Dia menambahkan bahwa ada beberapa kardinal yang dianggap lebih memiliki peluang besar untuk terpilih, antara lain Kardinal Luis Antonio Tagle dari Filipina, Kardinal Peter Turkson dari Ghana, dan Kardinal Pietro Parolin dari Italia.
Sementara itu, Maria Goretti, seorang mahasiswa berumur 23 tahun yang kini menempuh pendidikan di Yogyakarta, berbagi pandangannya. Ia juga beranggapan bahwa kesempatan Kardinal Suharyo untuk menjadi paus masih cukup kecil, mengingat daya tarik dan popularitasnya dibanding sejumlah kardinal lainnya. "Namun, ia memiliki nilai plus yang tak dapat diabaikan," tambahnya. Menurutnya, Kardinal Suharyo dikenal sebagai sosok yang rendah hati dan tidak otoriter. Dia menekankan peranan penting yang dimiliki Kardinal Suharyo dalam mempromosikan perdamain dan kerukunan antarumat beragama di Indonesia, serta latar belakang pendidikan teologinya yang mumpuni.
Diana, seorang wanita berusia 28 tahun, memiliki pandangan yang sedikit lebih optimis. Dia percaya Kardinal Suharyo memiliki peluang besar untuk memenangkan hati para kardinal lainnya, dengan catatan ada kemiripan antara kepemimpinannya dan gaya Paus Fransiskus yang merakyat serta mengutamakan kemanusiaan. Dia menegaskan bahwa dalam konteks pelayanan gereja, sepatutnya tak ada kompetisi antar kardinal, dan hasil konklaf seharusnya ditentukan semata-mata oleh kehendak Tuhan.

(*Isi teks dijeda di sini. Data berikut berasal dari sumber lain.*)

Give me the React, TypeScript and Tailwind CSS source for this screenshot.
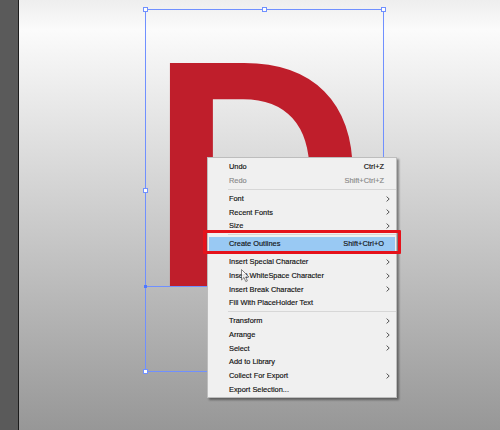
import React from 'react'

type Row =
  | { kind: 'sep' }
  | { kind: 'item'; label: string; shortcut?: string; sub?: boolean; disabled?: boolean; active?: boolean }

const ROWS: Row[] = [
  { kind: 'item', label: 'Undo', shortcut: 'Ctrl+Z' },
  { kind: 'item', label: 'Redo', shortcut: 'Shift+Ctrl+Z', disabled: true },
  { kind: 'sep' },
  { kind: 'item', label: 'Font', sub: true },
  { kind: 'item', label: 'Recent Fonts', sub: true },
  { kind: 'item', label: 'Size', sub: true },
  { kind: 'sep' },
  { kind: 'item', label: 'Create Outlines', shortcut: 'Shift+Ctrl+O', active: true },
  { kind: 'sep' },
  { kind: 'item', label: 'Insert Special Character', sub: true },
  { kind: 'item', label: 'Insert WhiteSpace Character', sub: true },
  { kind: 'item', label: 'Insert Break Character', sub: true },
  { kind: 'item', label: 'Fill With PlaceHolder Text' },
  { kind: 'sep' },
  { kind: 'item', label: 'Transform', sub: true },
  { kind: 'item', label: 'Arrange', sub: true },
  { kind: 'item', label: 'Select', sub: true },
  { kind: 'item', label: 'Add to Library' },
  { kind: 'item', label: 'Collect For Export', sub: true },
  { kind: 'item', label: 'Export Selection...' },
]

function Chevron() {
  return (
    <svg width="4" height="6" viewBox="0 0 4 6" className="absolute right-[6px] top-1/2 -translate-y-1/2">
      <path d="M0.6 0.6 L3.2 3 L0.6 5.4" fill="none" stroke="#555" strokeWidth="1" />
    </svg>
  )
}

function Handle({ x, y }: { x: number; y: number }) {
  return (
    <div
      className="absolute w-[5px] h-[5px] bg-white border border-[#7090ff]"
      style={{ left: x - 2.5, top: y - 2.5 }}
    />
  )
}

function ContextMenu() {
  return (
    <div className="absolute left-[188px] top-[157px] w-[190px] pt-[2px] pb-[1px] bg-[#f0f0f0] border border-[#bdbdbd] shadow-[2px_2px_2px_rgba(0,0,0,0.4)] font-['Liberation_Sans',Arial,sans-serif] text-[7.4px] text-[#111] [-webkit-text-stroke:0.15px_currentColor]">
      {ROWS.map((r, i) =>
        r.kind === 'sep' ? (
          <div key={i} className="h-[4.3px] flex items-center pl-[20px]">
            <div className="h-px w-full bg-[#d7d7d7]" />
          </div>
        ) : (
          <div
            key={i}
            className={
              'relative h-[13.7px] flex items-center ' +
              (r.active ? 'mx-[1px] pl-[20px] pr-[11px] bg-[#99c9f3]' : 'pl-[21px] pr-[12px]') +
              (r.disabled ? ' text-[#8a8a8a]' : '')
            }
          >
            <span>{r.label}</span>
            {r.shortcut && <span className="ml-auto">{r.shortcut}</span>}
            {r.sub && <Chevron />}
          </div>
        )
      )}
    </div>
  )
}

export default function App() {
  return (
    <div className="w-[500px] h-[430px] flex overflow-hidden">
      <div className="w-[19px] shrink-0 bg-[#5a5a5a] border-r border-[#1c1c1c]" />
      <div className="relative flex-1 bg-[linear-gradient(180deg,#eeeeee_0%,#fbfbfb_7%,#979797_100%)]">
        {/* the letter being edited */}
        <div className="absolute left-[131px] top-[12px] leading-none text-[324px] font-bold text-[#bf1e2b] font-['Liberation_Sans',Arial,sans-serif] select-none origin-left scale-x-[0.92]">
          D
        </div>

        {/* bounding box */}
        <div className="absolute left-[126px] top-[9px] w-[239px] h-[363px] border border-[#7090ff]" />
        <div className="absolute left-[126px] top-[286px] w-[239px] h-px bg-[#7090ff]" />
        <div className="absolute left-[125px] top-[285px] w-[3px] h-[3px] bg-[#5078ff]" />
        <Handle x={126.5} y={9.5} />
        <Handle x={245.5} y={9.5} />
        <Handle x={364.5} y={9.5} />
        <Handle x={126.5} y={190.5} />
        <Handle x={126.5} y={371.5} />

        <ContextMenu />

        {/* highlight frame */}
        <div className="absolute left-[184px] top-[230px] w-[198px] h-[24px] border-[3px] border-[#e5121b] rounded-[1px]" />

        {/* mouse pointer */}
        <svg width="9" height="14" viewBox="0 0 9 14" className="absolute left-[222px] top-[269px] opacity-80">
          <path d="M0.5 0.5 L0.5 11 L3 8.6 L4.8 12.6 L6.4 11.9 L4.6 8 L8 8 Z" fill="#fff" stroke="#444" strokeWidth="0.8" strokeLinejoin="round" />
        </svg>
      </div>
    </div>
  )
}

Kardinal Ignatius Suharyo sendiri menyampaikan bahwa ia tidak berambisi untuk menjadi Paus. Sejauh ini, ia tidak mempersiapkan hal-hal khusus untuk mengikuti proses konklaf tersebut. Dalam pembicaraan santainya, ia menjelaskan sebuah pepatah yang terkenal di kalangan kardinal yang berkaitan dengan konklaf, "Kalau masuk sebagai calon Paus, keluar nanti sebagai kardinal." Ia menegaskan bahwa keinginan untuk menjadi paus bukanlah sebuah ambisi, melainkan sebuah panggilan yang harus disikapi dengan bijaksana.